By Matt 4 years agoNo Comments

A few weeks ago we had the bright idea to shoot an intro video for Origins Garage. Plan was simple: get together, bring a bunch of gear, have an excuse to wash & detail our cars, find an empty parking structure, and make magic in said parking structure. Again, that was the PLAN.

Let me preface this experience by saying the two of us have been part of many, MANY shoots in the past. More than I’m sure we can recall and even fewer I could provide specific details to. But those shoots were always behind the lens. Being behind the lens after this many years has provided a sense of comfort, security, and confidence I can sum up into this little trusty graphic:

Confidence level behind the lens95%

Now, I leave the 5% in there for things that are simply out of your control in the field: Weather, equipment failures, birds, uncooperative lighting, more birds, natural disasters, etc. These things simply just happen sometimes and you learn to prepare for them and roll with the punches the best you can.

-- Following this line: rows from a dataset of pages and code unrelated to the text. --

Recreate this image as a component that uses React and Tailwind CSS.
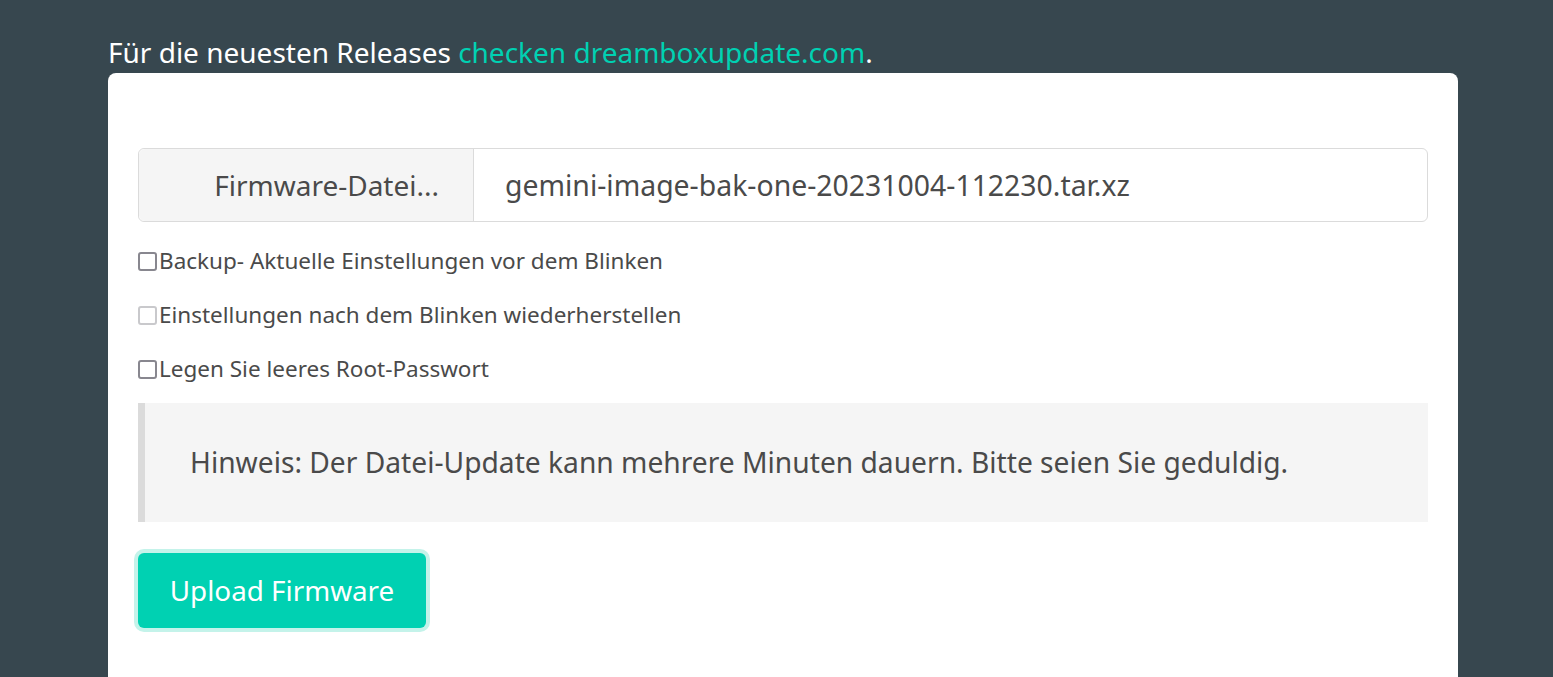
export default function App() {
  const font = { fontFamily: '"Noto Sans", "Open Sans", sans-serif' };
  return (
    <div className="min-h-[677px] h-[677px] overflow-hidden bg-[#37474f]" style={font}>
      <div className="ml-[108px] mr-[95px] pt-[33px]">
        <p className="text-[28px] leading-[38px] text-white">
          Für die neuesten Releases <a className="text-[#00d1b2]">checken dreamboxupdate.com</a>.
        </p>
        <div className="mt-[2px] rounded-t-[8px] bg-white px-[30px] pt-[75px] pb-[60px] text-[#4a4a4a]">
          <div className="flex h-[74px] rounded-[6px] border border-[#dbdbdb]">
            <div className="flex w-[335px] items-center justify-end rounded-l-[6px] border-r border-[#dbdbdb] bg-[#f5f5f5] pr-[34px] text-[28px]">
              Firmware-Datei...
            </div>
            <div className="flex items-center pl-[31px] text-[28.4px]">
              gemini-image-bak-one-20231004-112230.tar.xz
            </div>
          </div>
          <div className="mt-[27px] flex flex-col gap-[30px] text-[22.5px] leading-[24px]">
            <label className="flex items-center">
              <span className="mr-[2px] h-[19px] w-[19px] rounded-[3px] border-2 border-[#88878f] bg-white" />
              Backup- Aktuelle Einstellungen vor dem Blinken
            </label>
            <label className="flex items-center">
              <span className="mr-[2px] h-[19px] w-[19px] rounded-[3px] border-2 border-[#c9c9cc] bg-white" />
              Einstellungen nach dem Blinken wiederherstellen
            </label>
            <label className="flex items-center">
              <span className="mr-[2px] h-[19px] w-[19px] rounded-[3px] border-2 border-[#88878f] bg-white" />
              Legen Sie leeres Root-Passwort
            </label>
          </div>
          <div className="mt-[22px] flex h-[119px] items-center border-l-[7px] border-[#dbdbdb] bg-[#f5f5f5] pl-[45px] text-[28.2px]">
            Hinweis: Der Datei-Update kann mehrere Minuten dauern. Bitte seien Sie geduldig.
          </div>
          <button className="mt-[31px] flex h-[75px] w-[288px] items-center justify-center rounded-[6px] bg-[#00d1b2] text-[27.8px] text-white ring-4 ring-[#c4f3ea]">
            Upload Firmware
          </button>
        </div>
      </div>
    </div>
  );
}
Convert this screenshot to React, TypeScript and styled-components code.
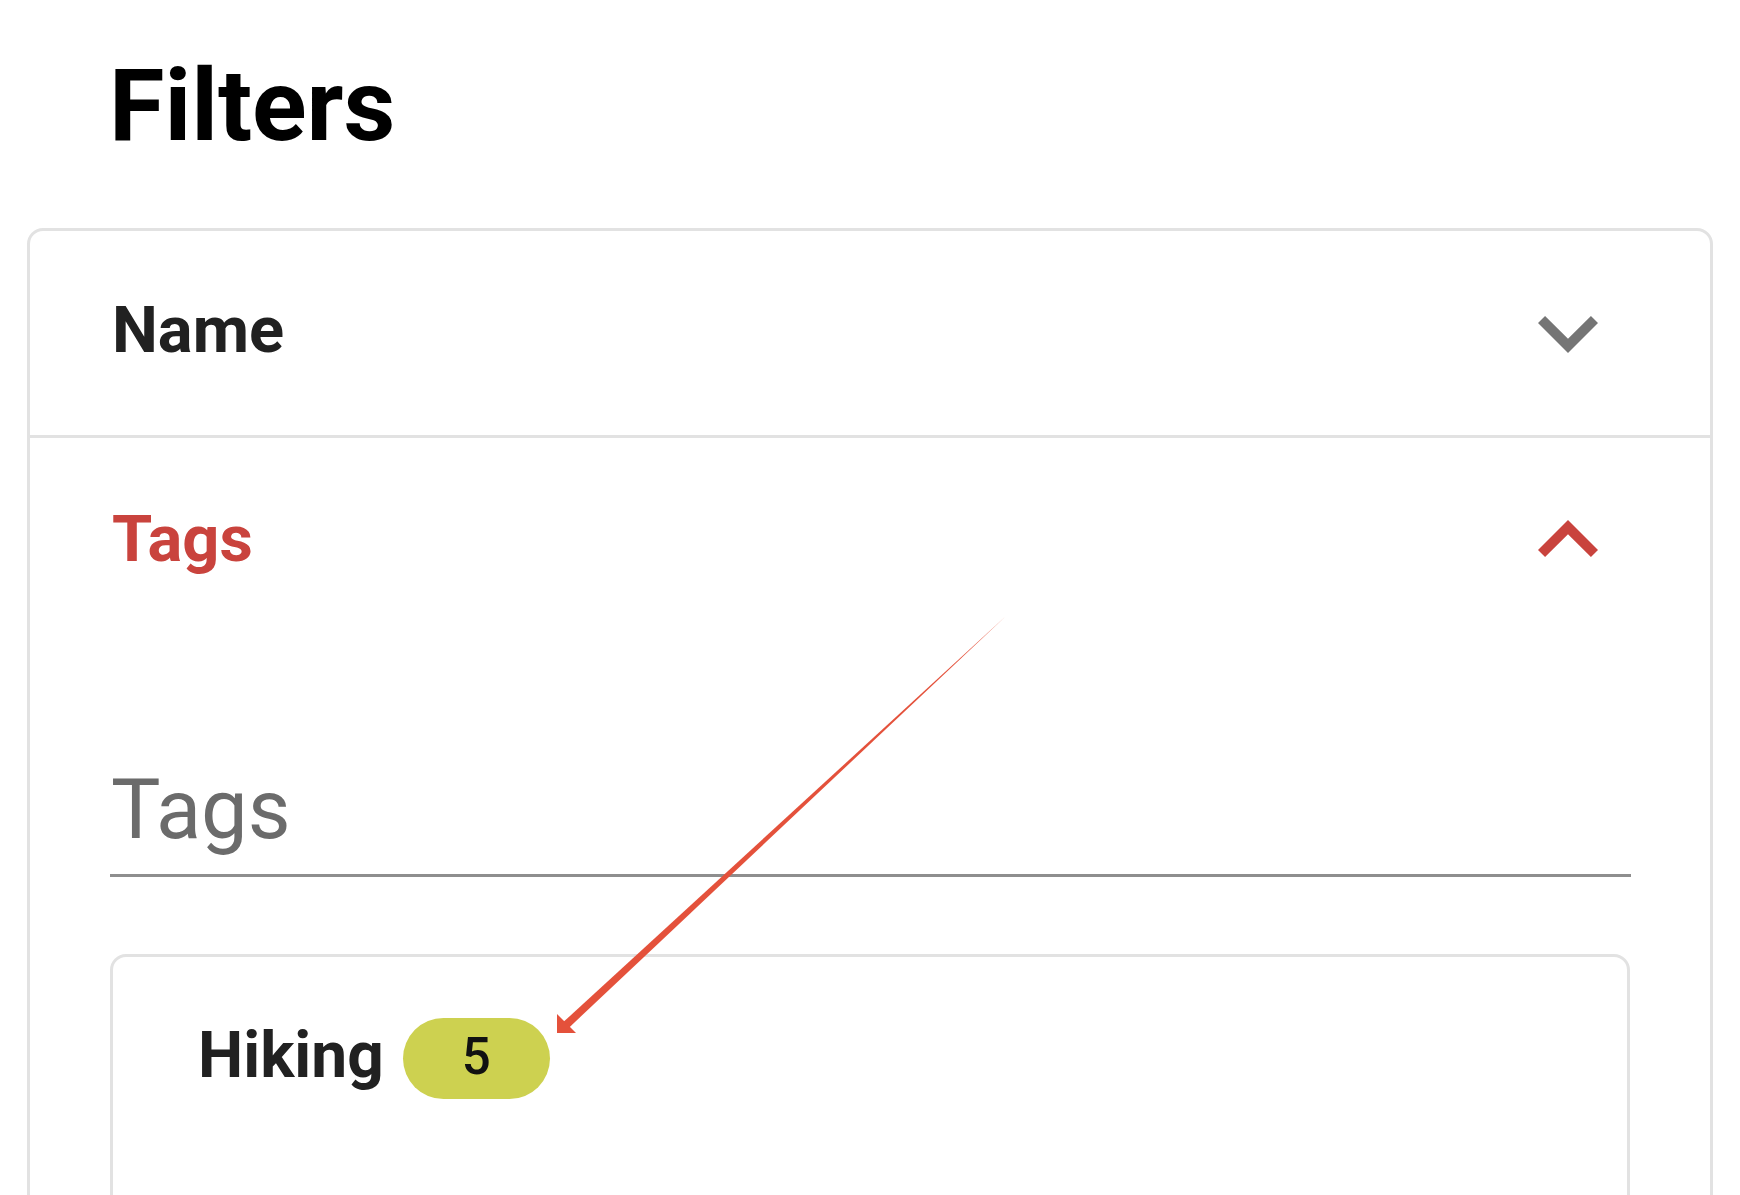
import React from "react";
import styled, { createGlobalStyle } from "styled-components";

const GlobalStyle = createGlobalStyle`
  html, body {
    margin: 0;
    padding: 0;
    background: #ffffff;
    overflow: hidden;
  }
  body {
    font-family: Roboto, "Liberation Sans", Arial, sans-serif;
    color: #212121;
  }
  * { box-sizing: border-box; }
`;

const Page = styled.div`
  position: relative;
  width: 1740px;
  height: 1195px;
  padding: 0 27px;
  overflow: hidden;
`;

const Title = styled.h1`
  margin: 45px 0 62px 0;
  padding-left: 82px;
  font-family: Roboto, "Liberation Sans", sans-serif;
  font-weight: 700;
  font-size: 101px;
  line-height: 121px;
  color: #000000;
  letter-spacing: 0;
`;

const Accordion = styled.div`
  border: 3px solid #e2e2e2;
  border-radius: 16px;
  min-height: 1200px;
`;

const Section = styled.section<{ $divider?: boolean }>`
  border-top: ${(p) => (p.$divider ? "3px solid #e2e2e2" : "none")};
`;

const Summary = styled.div`
  display: flex;
  align-items: center;
  justify-content: space-between;
  height: 204px;
  padding: 0 82px 0 82px;
`;

const SummaryLabel = styled.span<{ $active?: boolean }>`
  font-family: Roboto, "Liberation Sans", sans-serif;
  font-weight: 700;
  font-size: 65px;
  line-height: 77px;
  color: ${(p) => (p.$active ? "#c9433d" : "#212121")};
  padding-bottom: ${(p) => (p.$active ? "2px" : "5px")};
`;

const ChevronSvg = styled.svg`
  width: 120px;
  height: 120px;
  flex: none;
  display: block;
`;

const Chevron: React.FC<{ up?: boolean; color: string }> = ({ up, color }) => (
  <ChevronSvg viewBox="0 0 24 24" aria-hidden="true">
    {up ? (
      <path fill={color} d="M12 8l-6 6 1.41 1.41L12 10.83l4.59 4.58L18 14z" />
    ) : (
      <path fill={color} d="M16.59 8.59L12 13.17 7.41 8.59 6 10l6 6 6-6z" />
    )}
  </ChevronSvg>
);

const Details = styled.div`
  padding: 119px 80px 0 80px;
`;

const TagInput = styled.input`
  display: block;
  width: 100%;
  height: 97px;
  margin: 0;
  padding: 0 0 16px 1px;
  border: none;
  border-bottom: 3px solid #8e8e8e;
  outline: none;
  background: transparent;
  font-family: Roboto, "Liberation Sans", sans-serif;
  font-weight: 400;
  font-size: 83px;
  line-height: 97px;
  color: #212121;
  box-sizing: content-box;
  &::placeholder {
    color: #6b6b6b;
    opacity: 1;
  }
`;

const TagList = styled.div`
  margin-top: 77px;
  border: 3px solid #e2e2e2;
  border-radius: 16px;
  min-height: 500px;
  padding: 61px 82px 0 85px;
`;

const TagRow = styled.div`
  display: flex;
  align-items: center;
  gap: 19px;
`;

const TagName = styled.span`
  font-family: Roboto, "Liberation Sans", sans-serif;
  font-weight: 700;
  font-size: 64px;
  line-height: 76px;
  color: #212121;
  padding-bottom: 5px;
`;

const CountBadge = styled.span`
  display: flex;
  align-items: center;
  justify-content: center;
  width: 147px;
  height: 81px;
  border-radius: 41px;
  background: #cdd150;
  font-family: Roboto, "Liberation Sans", sans-serif;
  font-weight: 500;
  font-size: 51px;
  line-height: 60px;
  color: #111111;
  padding-bottom: 3px;
`;

const Annotation = styled.svg`
  position: absolute;
  left: 0;
  top: 0;
  width: 1740px;
  height: 1195px;
  pointer-events: none;
`;

export default function App() {
  return (
    <>
      <GlobalStyle />
      <Page>
        <Title>Filters</Title>
        <Accordion>
          <Section>
            <Summary>
              <SummaryLabel>Name</SummaryLabel>
              <Chevron color="#757575" />
            </Summary>
          </Section>
          <Section $divider>
            <Summary>
              <SummaryLabel $active>Tags</SummaryLabel>
              <Chevron up color="#c9433d" />
            </Summary>
            <Details>
              <TagInput placeholder="Tags" />
              <TagList>
                <TagRow>
                  <TagName>Hiking</TagName>
                  <CountBadge>5</CountBadge>
                </TagRow>
              </TagList>
            </Details>
          </Section>
        </Accordion>
        <Annotation viewBox="0 0 1740 1195" aria-hidden="true">
          <polygon
            points="1006,616 568.7,1027.9 563.3,1022.1"
            fill="#e4513b"
          />
          <polygon points="557,1033 576,1033 557,1014" fill="#e4513b" />
        </Annotation>
      </Page>
    </>
  );
}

Now, you would assume that this heroic strategy would translate pretty linear when being asked (or should we say self-induced) to be on the other side of the lens. I think a lot of people who shoot video/stills can relate to the idea that it feels like you’re right back in your first photography class and you’re trying to figure out just what aperture means. Let me summarize the change in confidence, again, with a handy graphic:

Confidence level in front of the lens25%

As you can tell from exhibit B, it’s not the same at all. It was hard to focus on what we were going to say and instead found ourselves thinking about what the shots looked like on the viewfinders now hidden from our site. The lapel mic seemed exponentially scratchy on our shirts and we were confident we said “Um” at least…um…a hundred times. We laughed at each other, we stumbled over our words repeatedly, I’m fairly certain I misspoke in several key spots that only I would know about (although now I’ve admitted it to the world and several of you will watch the video again to find my flaws I’m sure) and we left out some details we wish we hadn’t.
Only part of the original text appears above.